After just over two years at the helm, Washington Post CEO and publisher Will Lewis resigned on February 8, 2026, bringing an abrupt end to a turbulent tenure that left the storied newsroom reeling. His departure came just days after the paper announced massive layoffs that cut more than one-third of its journalism staff.
Will Lewis exits Washington Post after dramatic two-year tenure marked by turmoil and devastating newsroom cuts affecting hundreds of journalists.
Lewis sent a brief email to employees confirming his exit. He thanked owner Jeff Bezos for his support and mentioned two years spent transforming the organization. The message quickly spread across social media as shocked staff members processed the news. Many editorial employees noted that the cuts meant the paper would rely more on consumer data to shape coverage decisions.
The resignation followed an announcement that over 300 journalists would lose their jobs. Entire sections disappeared, including sports and books coverage. The local reporting team shrank from more than 40 people to just 12. The Middle East reporting team was completely eliminated. Executive editor Matt Murray delivered the bad news via Zoom, but Lewis was conspicuously absent from the call.
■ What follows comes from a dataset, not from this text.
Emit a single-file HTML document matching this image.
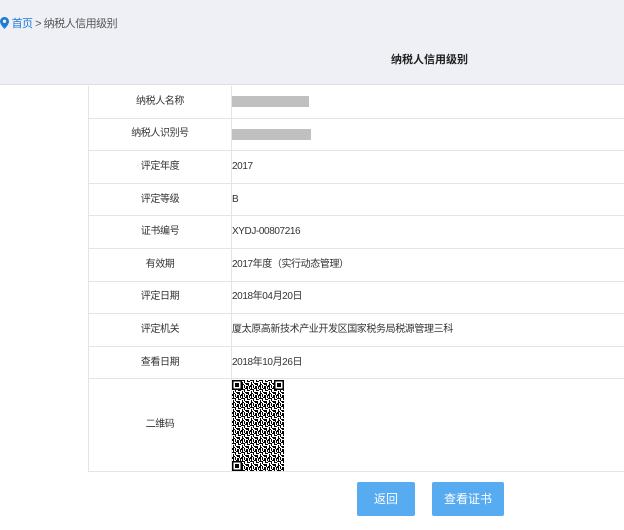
<!DOCTYPE html>
<html><head><meta charset="utf-8"><style>
*{margin:0;padding:0;box-sizing:border-box}
body{width:624px;height:530px;background:#fff;font-family:"Liberation Sans","Noto Sans CJK SC",sans-serif;color:#333;position:relative;overflow:hidden}
.hdr{position:absolute;left:0;top:0;width:624px;height:85px;background:#eff0f5;border-bottom:1px solid #ddd}
.bc{position:absolute;left:0;top:15px;font-size:11px;color:#555;letter-spacing:-0.5px}
.bc a{color:#1e7bd6}
.title{position:absolute;left:391px;top:51px;font-size:11px;font-weight:bold;color:#222}
.tbl{position:absolute;left:88px;top:86px;width:536px;border-left:1px solid #e4e4e4}
.row{display:flex;height:32.6px;border-bottom:1px solid #e4e4e4;font-size:10px;letter-spacing:-0.4px;align-items:center;line-height:14px}
.l{width:143px;text-align:center;border-right:1px solid #e4e4e4;height:100%;display:flex;align-items:center;justify-content:center}
.v{flex:1;display:flex;align-items:center;height:100%}
.bar{display:inline-block;height:11px;background:#c0c0c0}
.btn{position:absolute;top:482px;height:34px;background:#57abf1;color:#fff;font-size:12px;text-align:center;line-height:34px;border-radius:2px}
</style></head><body>
<div class="hdr">
<div class="bc"><svg width="9" height="12" viewBox="0 0 9 12" style="vertical-align:-2px"><path d="M4.5 0C2 0 0 2 0 4.5 0 7.5 4.5 12 4.5 12S9 7.5 9 4.5C9 2 7 0 4.5 0z" fill="#1e7bd6"/><circle cx="4.5" cy="4.3" r="1.7" fill="#eff0f5"/></svg> <a>首页</a> &gt; 纳税人信用级别</div>
<div class="title">纳税人信用级别</div>
</div>
<div class="tbl">
<div class="row"><div class="l">纳税人名称</div><div class="v"><span class="bar" style="width:77px"></span></div></div>
<div class="row"><div class="l">纳税人识别号</div><div class="v"><span class="bar" style="width:79px"></span></div></div>
<div class="row"><div class="l">评定年度</div><div class="v">2017</div></div>
<div class="row"><div class="l">评定等级</div><div class="v">B</div></div>
<div class="row"><div class="l">证书编号</div><div class="v">XYDJ-00807216</div></div>
<div class="row"><div class="l">有效期</div><div class="v">2017年度（实行动态管理）</div></div>
<div class="row"><div class="l">评定日期</div><div class="v">2018年04月20日</div></div>
<div class="row"><div class="l">评定机关</div><div class="v">厦太原高新技术产业开发区国家税务局税源管理三科</div></div>
<div class="row"><div class="l">查看日期</div><div class="v">2018年10月26日</div></div>
<div class="row" style="height:93px"><div class="l">二维码</div><div class="v">
<svg width="52" height="91" viewBox="0 0 52 91">
<defs><pattern id="p" width="9" height="9" patternUnits="userSpaceOnUse">
<rect width="9" height="9" fill="#fff"/>
<g fill="#000">
<rect x="0" y="0" width="3" height="1"/><rect x="3" y="0" width="1" height="3"/><rect x="6" y="1" width="3" height="1"/>
<rect x="1" y="2" width="1" height="3"/><rect x="4" y="3" width="3" height="1"/><rect x="7" y="3" width="1" height="3"/>
<rect x="0" y="5" width="2" height="2"/><rect x="3" y="5" width="1" height="3"/><rect x="5" y="6" width="2" height="2"/>
<rect x="8" y="6" width="1" height="3"/><rect x="1" y="7" width="1" height="2"/><rect x="4" y="8" width="3" height="1"/>
<rect x="2" y="4" width="1" height="1"/><rect x="5" y="4" width="2" height="1"/><rect x="6" y="0" width="1" height="1"/>
</g>
</pattern></defs>
<rect width="52" height="91" fill="url(#p)"/>
<g fill="#000"><rect x="0" y="0" width="10" height="10"/><rect x="42" y="0" width="10" height="10"/><rect x="0" y="81" width="10" height="10"/></g>
<g fill="#fff"><rect x="1.5" y="1.5" width="7" height="7"/><rect x="43.5" y="1.5" width="7" height="7"/><rect x="1.5" y="82.5" width="7" height="7"/></g>
<g fill="#000"><rect x="3" y="3" width="4" height="4"/><rect x="45" y="3" width="4" height="4"/><rect x="3" y="84" width="4" height="4"/></g>
</svg></div></div>
</div>
<div class="btn" style="left:357px;width:58px">返回</div>
<div class="btn" style="left:432px;width:72px">查看证书</div>
</body></html>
Adding to staff frustration, Lewis was photographed attending a Super Bowl party while his colleagues learned their fates on the video conference. The newsroom union called his resignation overdue and urged Bezos to sell the newspaper entirely. Hundreds of staffers and supporters gathered outside the Washington, D.C. headquarters to protest the layoffs.
Jeff D’Onofrio stepped in as acting publisher and CEO immediately after Lewis departed. D’Onofrio joined the Post as chief financial officer in June 2025 after working at Tumblr, Yahoo, and Major League Baseball. In his memo to staff, he emphasized building a sustainable business using consumer data to guide decisions. The abrupt leadership change highlighted the lack of a permanent succession plan at the organization.
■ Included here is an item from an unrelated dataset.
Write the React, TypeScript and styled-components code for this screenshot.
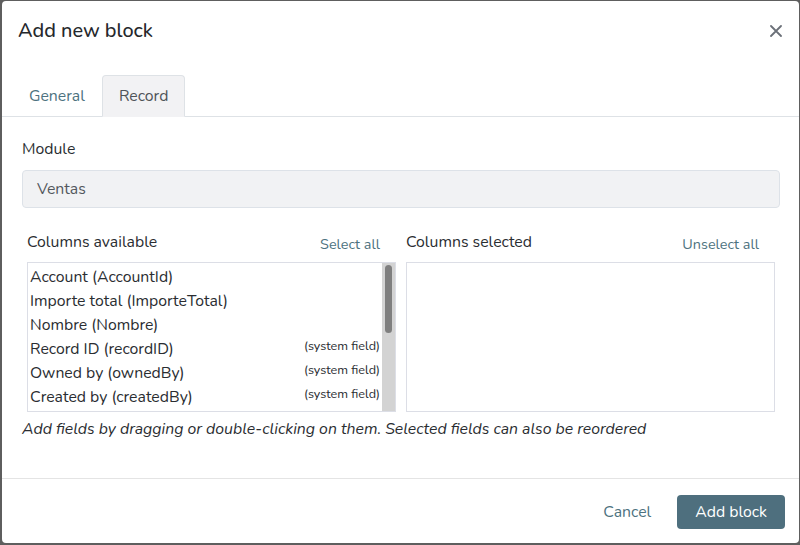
import styled, { createGlobalStyle } from "styled-components";

const GlobalStyle = createGlobalStyle`
  html, body {
    margin: 0;
    padding: 0;
    background-color: #5e5e5e;
  }
  body {
    font-family: "Nunito", Lato, "Open Sans", sans-serif;
    color: #2a2d31;
  }
  * {
    box-sizing: border-box;
  }
`;

const available = [
  { label: "Account (AccountId)" },
  { label: "Importe total (ImporteTotal)" },
  { label: "Nombre (Nombre)" },
  { label: "Record ID (recordID)", system: true },
  { label: "Owned by (ownedBy)", system: true },
  { label: "Created by (createdBy)", system: true },
];

// visible part of the list, as a share of its full height
const scrollShare = 0.47;

const App = () => {
  return (
    <>
      <GlobalStyle />
      <Backdrop>
        <Dialog>
          <Header>
            <Title>Add new block</Title>
            <Close aria-label="Close">
              <svg width="12" height="12" viewBox="0 0 12 12">
                <path
                  d="M1 1 L11 11 M11 1 L1 11"
                  stroke="#6b7078"
                  strokeWidth="1.8"
                  strokeLinecap="round"
                />
              </svg>
            </Close>
          </Header>

          <Tabs>
            <Tab>General</Tab>
            <Tab $active>Record</Tab>
          </Tabs>

          <Body>
            <FieldLabel>Module</FieldLabel>
            <ReadOnlyInput>Ventas</ReadOnlyInput>

            <Columns>
              <Column>
                <ColumnHead>
                  <ColumnTitle>Columns available</ColumnTitle>
                  <LinkBtn>Select all</LinkBtn>
                </ColumnHead>
                <ListBox>
                  <Items>
                    {available.map((f) => (
                      <Item key={f.label}>
                        {f.label}
                        {f.system && <Tag>(system field)</Tag>}
                      </Item>
                    ))}
                  </Items>
                  <ScrollTrack>
                    <ScrollThumb style={{ height: `${scrollShare * 100}%` }} />
                  </ScrollTrack>
                </ListBox>
              </Column>
              <Column>
                <ColumnHead>
                  <ColumnTitle>Columns selected</ColumnTitle>
                  <LinkBtn>Unselect all</LinkBtn>
                </ColumnHead>
                <ListBox />
              </Column>
            </Columns>

            <Hint>
              Add fields by dragging or double-clicking on them. Selected fields
              can also be reordered
            </Hint>
          </Body>

          <Footer>
            <CancelBtn>Cancel</CancelBtn>
            <PrimaryBtn>Add block</PrimaryBtn>
          </Footer>
        </Dialog>
      </Backdrop>
    </>
  );
};

export default App;

const Backdrop = styled.div`
  width: 800px;
  height: 545px;
  padding: 1px 1px 2px 2px;
`;

const Dialog = styled.div`
  display: flex;
  flex-direction: column;
  height: 100%;
  background-color: #fff;
  border-radius: 4px;
  overflow: hidden;
`;

const Header = styled.div`
  display: flex;
  align-items: center;
  justify-content: space-between;
  padding: 18px 16px 0 16px;
`;

const Title = styled.h5`
  margin: 0;
  font-size: 19.9px;
  font-weight: 500;
  line-height: 24px;
  color: #25282c;
`;

const Close = styled.button`
  display: flex;
  align-items: center;
  justify-content: center;
  width: 24px;
  height: 24px;
  margin-right: -5px;
  padding: 0;
  border: none;
  background: none;
  cursor: pointer;
`;

const Tabs = styled.div`
  display: flex;
  margin-top: 32px;
  padding-left: 10px;
  border-bottom: 1px solid #dee2e6;
`;

const Tab = styled.div<{ $active?: boolean }>`
  margin-bottom: -1px;
  padding: 8px 16px;
  font-size: 15.8px;
  line-height: 24px;
  border: 1px solid ${(p) => (p.$active ? "#dee2e6" : "transparent")};
  border-bottom-color: ${(p) => (p.$active ? "#f2f2f4" : "transparent")};
  border-radius: 4px 4px 0 0;
  background-color: ${(p) => (p.$active ? "#f2f2f4" : "transparent")};
  color: ${(p) => (p.$active ? "#4f5459" : "#4d7280")};
  cursor: pointer;
`;

const Body = styled.div`
  flex: 1;
  padding: 20px 19px 0 20px;
`;

const FieldLabel = styled.div`
  font-size: 15.8px;
  line-height: 24px;
  color: #2a2d31;
`;

const ReadOnlyInput = styled.div`
  margin-top: 9px;
  height: 38px;
  padding: 0 14px;
  display: flex;
  align-items: center;
  font-size: 15.8px;
  color: #53585e;
  background-color: #f1f2f4;
  border: 1px solid #dde2e8;
  border-radius: 4px;
`;

const Columns = styled.div`
  display: grid;
  grid-template-columns: 1fr 1fr;
  gap: 10px;
  margin-top: 22px;
  padding: 0 5px;
`;

const Column = styled.div`
  display: flex;
  flex-direction: column;
`;

const ColumnHead = styled.div`
  display: flex;
  align-items: flex-end;
  justify-content: space-between;
  height: 24px;
  margin-bottom: 8px;
`;

const ColumnTitle = styled.div`
  font-size: 15.8px;
  line-height: 24px;
  color: #2a2d31;
`;

const LinkBtn = styled.span`
  padding-right: 16px;
  font-size: 14.4px;
  line-height: 20px;
  color: #4d7280;
  cursor: pointer;
`;

const ListBox = styled.div`
  display: flex;
  height: 150px;
  border: 1px solid #dcdee6;
  overflow: hidden;
`;

const Items = styled.div`
  flex: 1;
  min-width: 0;
  padding: 2px 2px 0 2px;
`;

const Item = styled.div`
  display: flex;
  align-items: center;
  justify-content: space-between;
  font-size: 15.8px;
  line-height: 24px;
  color: #2a2d31;
  white-space: nowrap;
  cursor: grab;
`;

const Tag = styled.span`
  font-size: 12.6px;
  line-height: 16px;
  margin-top: -6px;
  color: #2a2d31;
`;

const ScrollTrack = styled.div`
  width: 13px;
  padding: 2px 3px;
  background-color: #d3d3d3;
`;

const ScrollThumb = styled.div`
  width: 100%;
  background-color: #7f7f7f;
  border-radius: 4px;
`;

const Hint = styled.p`
  margin: 5px 0 0 0;
  font-size: 15.8px;
  line-height: 24px;
  font-style: italic;
  color: #2a2d31;
`;

const Footer = styled.div`
  display: flex;
  align-items: center;
  justify-content: flex-end;
  gap: 14px;
  padding: 16px 14px 14px 16px;
  border-top: 1px solid #e4e4e4;
`;

const CancelBtn = styled.button`
  padding: 5px 12px;
  font-family: inherit;
  font-size: 15.8px;
  line-height: 24px;
  color: #4d7280;
  background: none;
  border: none;
  cursor: pointer;
`;

const PrimaryBtn = styled.button`
  height: 34px;
  padding: 0 18px;
  font-family: inherit;
  font-size: 15.8px;
  color: #fff;
  background-color: #4e6f7e;
  border: none;
  border-radius: 4px;
  cursor: pointer;
`;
Lewis’s time at the Post was marked by financial struggles and controversy. The paper had been losing around $100 million annually. He blocked reporting about his own role in a UK phone hacking scandal. Bezos withdrew the paper’s endorsement of Kamala Harris during Lewis’s tenure, leading to subscriber cancellations.
Bezos praised Lewis’s work and the paper’s journalistic mission in his first public comments since the layoffs. However, he didn’t respond to staff members who appealed for his support during the crisis.